> GOAL: Report each line of the data that has "Tailwind" somewhere in it.

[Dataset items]
--------------------------------

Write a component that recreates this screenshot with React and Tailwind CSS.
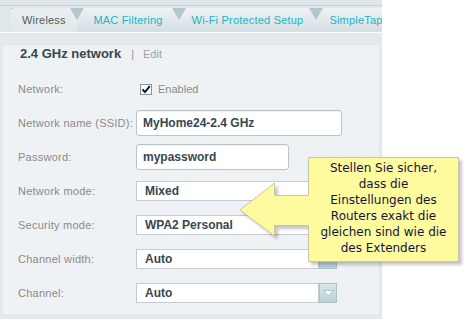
import React from "react";

function Tab({ children, className, active, first }) {
  const clip = first
    ? "[clip-path:polygon(0_0,calc(100%_-_7px)_0,100%_50%,100%_100%,0_100%)]"
    : "[clip-path:polygon(7px_0,calc(100%_-_7px)_0,100%_50%,100%_100%,0_100%,0_50%)]";
  return (
    <div
      className={
        "shrink-0 h-full flex items-center text-[11px] tracking-[0.2px] " +
        clip +
        " " +
        (active
          ? "bg-linear-to-b from-[#eaeff1] to-[#e2e8eb] text-[#555b5f] rounded-tl-[3px] pl-[11px]"
          : "bg-linear-to-b from-[#eef3f5] to-[#d4dfe3] text-[#22b3c8] justify-center") +
        " " +
        className
      }
    >
      {children}
    </div>
  );
}

function Label({ children }) {
  return <div className="w-[118px] shrink-0 text-[11px] tracking-[0.25px] text-[#8a8a8a]">{children}</div>;
}

function Row({ label, children }) {
  return (
    <div className="h-[34px] flex items-center">
      <Label>{label}</Label>
      {children}
    </div>
  );
}

function TextInput({ value, w }) {
  return (
    <div
      className={
        "h-[26px] rounded-[3px] border border-[#b9c5cb] bg-white flex items-center pl-[6px] text-[12px] font-bold text-[#37474f] shadow-[inset_0_1px_1px_rgba(0,0,0,0.06)] " +
        w
      }
    >
      {value}
    </div>
  );
}

function Select({ value }) {
  return (
    <div className="h-[20px] flex">
      <div className="w-[183px] h-full border border-[#c3ccd0] bg-white flex items-center pl-[8px] text-[12px] font-bold text-[#37474f]">
        {value}
      </div>
      <div className="w-[18px] h-full border border-[#aec3c8] bg-linear-to-b from-[#d9e8eb] to-[#b9d0d5] flex items-center justify-center">
        <svg width="11" height="7" viewBox="0 0 11 7">
          <polygon points="0.5,0.5 10.5,0.5 5.5,6" fill="#ffffff" stroke="#a4babf" strokeWidth="0.8" />
        </svg>
      </div>
    </div>
  );
}

export default function App() {
  return (
    <div className="relative w-[470px] h-[324px] bg-white overflow-hidden font-['Liberation_Sans',Arial,sans-serif]">
      <div className="w-[382px] h-[319px] bg-[#e3e9ec] flex flex-col overflow-hidden">
        <div className="h-[5px] shrink-0 bg-[#e0e7eb]" />
        <div className="h-px shrink-0 bg-[#c6d0d5]" />
        <div className="h-[2px] shrink-0 bg-[#e0e7eb]" />
        <div className="h-[24px] shrink-0 flex bg-[#b3c5cd]">
          <div className="w-[11px] shrink-0 bg-[#e0e7eb]" />
          <Tab active first className="w-[66px]">Wireless</Tab>
          <Tab className="w-[102px]">MAC Filtering</Tab>
          <Tab className="w-[137px]">Wi-Fi Protected Setup</Tab>
          <Tab className="w-[80px]">SimpleTap</Tab>
        </div>
        <div className="h-px shrink-0 bg-white" />
        <div className="h-[12px] shrink-0" />
        <div className="mx-[3px] flex-1 bg-[#eef2f4] pl-[15px] flex flex-col">
          <div className="h-[16px] flex items-center ml-[2px] mt-px">
            <span className="text-[13px] font-bold text-[#37474f]">2.4 GHz network</span>
            <span className="ml-[10px] text-[11px] text-[#8d9396]">|</span>
            <span className="ml-[9px] text-[11px] text-[#9a9fa2]">Edit</span>
          </div>
          <div className="h-[10px]" />
          <Row label="Network:">
            <div className="ml-[4px] w-[12px] h-[11px] border border-[#8296a0] bg-white flex items-center justify-center">
              <svg width="10" height="9" viewBox="0 0 10 9">
                <path d="M1.5 4.5 L4 7 L8.8 1.2" fill="none" stroke="#111" strokeWidth="1.9" />
              </svg>
            </div>
            <span className="ml-[6px] text-[11px] text-[#8a8a8a]">Enabled</span>
          </Row>
          <Row label="Network name (SSID):">
            <TextInput value="MyHome24-2.4 GHz" w="w-[206px]" />
          </Row>
          <Row label="Password:">
            <TextInput value="mypassword" w="w-[153px]" />
          </Row>
          <Row label="Network mode:">
            <Select value="Mixed" />
          </Row>
          <Row label="Security mode:">
            <Select value="WPA2 Personal" />
          </Row>
          <Row label="Channel width:">
            <Select value="Auto" />
          </Row>
          <Row label="Channel:">
            <Select value="Auto" />
          </Row>
        </div>
        <div className="h-[5px] shrink-0" />
      </div>

      {/* callout */}
      <svg
        className="absolute left-[238px] top-[155px] drop-shadow-[3px_3px_1.5px_rgba(0,0,0,0.22)]"
        width="228"
        height="114"
        viewBox="0 0 228 114"
      >
        <polygon
          points="70.5,2.5 220.5,2.5 220.5,106.5 70.5,106.5 70.5,70.5 36.5,70.5 36.5,81 2,55 36.5,28 36.5,40.5 70.5,40.5"
          fill="#fefb9f"
          stroke="#c6c6a6"
          strokeWidth="1"
        />
      </svg>
      <div className="absolute left-[308px] top-[160px] w-[151px] text-center text-[12px] leading-[16px] text-[#14143f] font-['DejaVu_Sans',Verdana,sans-serif]">
        Stellen Sie sicher,
        <br />
        dass die
        <br />
        Einstellungen des
        <br />
        Routers exakt die
        <br />
        gleichen sind wie die
        <br />
        des Extenders
      </div>
    </div>
  );
}
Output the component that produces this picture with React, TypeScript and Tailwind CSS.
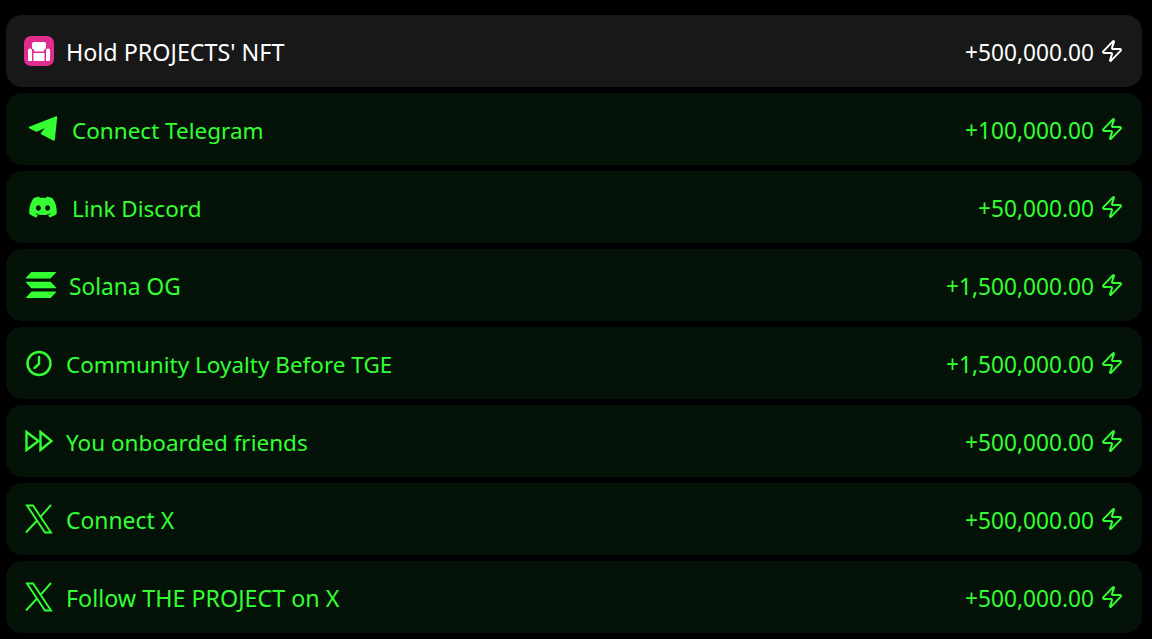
import { Zap } from "lucide-react";
import { FaDiscord } from "react-icons/fa";
import { SiSolana } from "react-icons/si";

function SofaIcon() {
	return (
		<div className="flex h-[30px] w-[30px] items-center justify-center rounded-[7px] bg-[#e02d8f]">
			<svg width="30" height="30" viewBox="0 0 30 30" fill="white">
				<path d="M8 8a2 2 0 0 1 2-2h10a2 2 0 0 1 2 2v4.500a3 3 0 0 0-2.500 3H10.500a3 3 0 0 0-2.500-3z" />
				<path d="M4 15a2 2 0 0 1 4-1v11H5a1 1 0 0 1-1-1z" />
				<path d="M22 14a2 2 0 0 1 4 1v9a1 1 0 0 1-1 1h-3z" />
				<path d="M9.500 17h11v8h-11z" />
			</svg>
		</div>
	);
}

function PlaneIcon() {
	return (
		<svg width="30" height="28" viewBox="0 0 30 28" fill="currentColor" stroke="currentColor" strokeWidth="1.500" strokeLinejoin="round">
			<path d="M1.500 12.500 28.500 2 26 25 13.500 18.500 19.500 11 8.500 16z" />
		</svg>
	);
}

function ClockIcon() {
	return (
		<svg width="28" height="28" viewBox="0 0 28 28" fill="none" stroke="currentColor" strokeWidth="2.400" strokeLinecap="round">
			<circle cx="14" cy="14.500" r="11.500" />
			<path d="M14 8v7L9.500 19" />
		</svg>
	);
}

function ForwardIcon() {
	return (
		<svg width="28" height="22" viewBox="0 0 28 22" fill="none" stroke="currentColor" strokeWidth="2.400">
			<path d="M1.500 2 13.500 11 1.500 20z" />
			<path d="M15.500 2 26.500 11 15.500 20z" />
		</svg>
	);
}

function XIcon() {
	return (
		<svg width="28" height="30" viewBox="0 0 28 30" fill="none" stroke="currentColor" strokeWidth="1.900">
			<path d="M2 1.500h6l18 27h-6z" />
			<path d="M26 1 15.500 12.800M12 16.500 1 28.500" />
		</svg>
	);
}

const rows = [
	{ label: "Hold PROJECTS' NFT", points: "+500,000.00", icon: <SofaIcon />, box: "ml-0 mr-3", size: "pt-[2px] text-[23.300px]", active: true },
	{ label: "Connect Telegram", points: "+100,000.00", icon: <PlaneIcon />, box: "ml-1 mr-[14px]", size: "pt-[4px] text-[22.500px]" },
	{ label: "Link Discord", points: "+50,000.00", icon: <FaDiscord size={30} />, box: "ml-1 mr-[14px]", size: "pt-[4px] text-[22.500px]" },
	{ label: "Solana OG", points: "+1,500,000.00", icon: <SiSolana size={30} />, box: "ml-[2px] mr-[13px]", size: "pt-[4px] text-[22.700px]" },
	{ label: "Community Loyalty Before TGE", points: "+1,500,000.00", icon: <ClockIcon />, box: "ml-0 mr-3", size: "pt-[4px] text-[22.500px]" },
	{ label: "You onboarded friends", points: "+500,000.00", icon: <ForwardIcon />, box: "ml-0 mr-3", size: "pt-[4px] text-[22.500px]" },
	{ label: "Connect X", points: "+500,000.00", icon: <XIcon />, box: "ml-0 mr-3", size: "pt-[4px] text-[22.900px]" },
	{ label: "Follow THE PROJECT on X", points: "+500,000.00", icon: <XIcon />, box: "ml-0 mr-3", size: "pt-[2px] text-[23.300px]" },
];

export default function App() {
	return (
		<div className="flex h-[639px] flex-col gap-[6px] overflow-hidden bg-black pt-[15px] pr-[10px] pl-[6px] font-['Noto_Sans','Open_Sans',sans-serif]">
			{rows.map((row) => (
				<div
					key={row.label}
					className={`flex h-[72px] shrink-0 items-center justify-between rounded-2xl px-[18px] text-[22.700px] ${
						row.active ? "bg-[#181818] text-white" : "bg-[#051207] text-[#33ff33]"
					}`}
				>
					<div className="flex items-center">
						<div className={`flex w-[30px] items-center justify-center ${row.box}`}>{row.icon}</div>
						<span className={row.size}>{row.label}</span>
					</div>
					<div className="flex items-center gap-[6px]">
						<span className="pt-[4px]">{row.points}</span>
						<Zap size={24} strokeWidth={2} />
					</div>
				</div>
			))}
		</div>
	);
}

--------------------------------

> CORRECT RESPONSE:
Write a component that recreates this screenshot with React and Tailwind CSS.
Output the component that produces this picture with React, TypeScript and Tailwind CSS.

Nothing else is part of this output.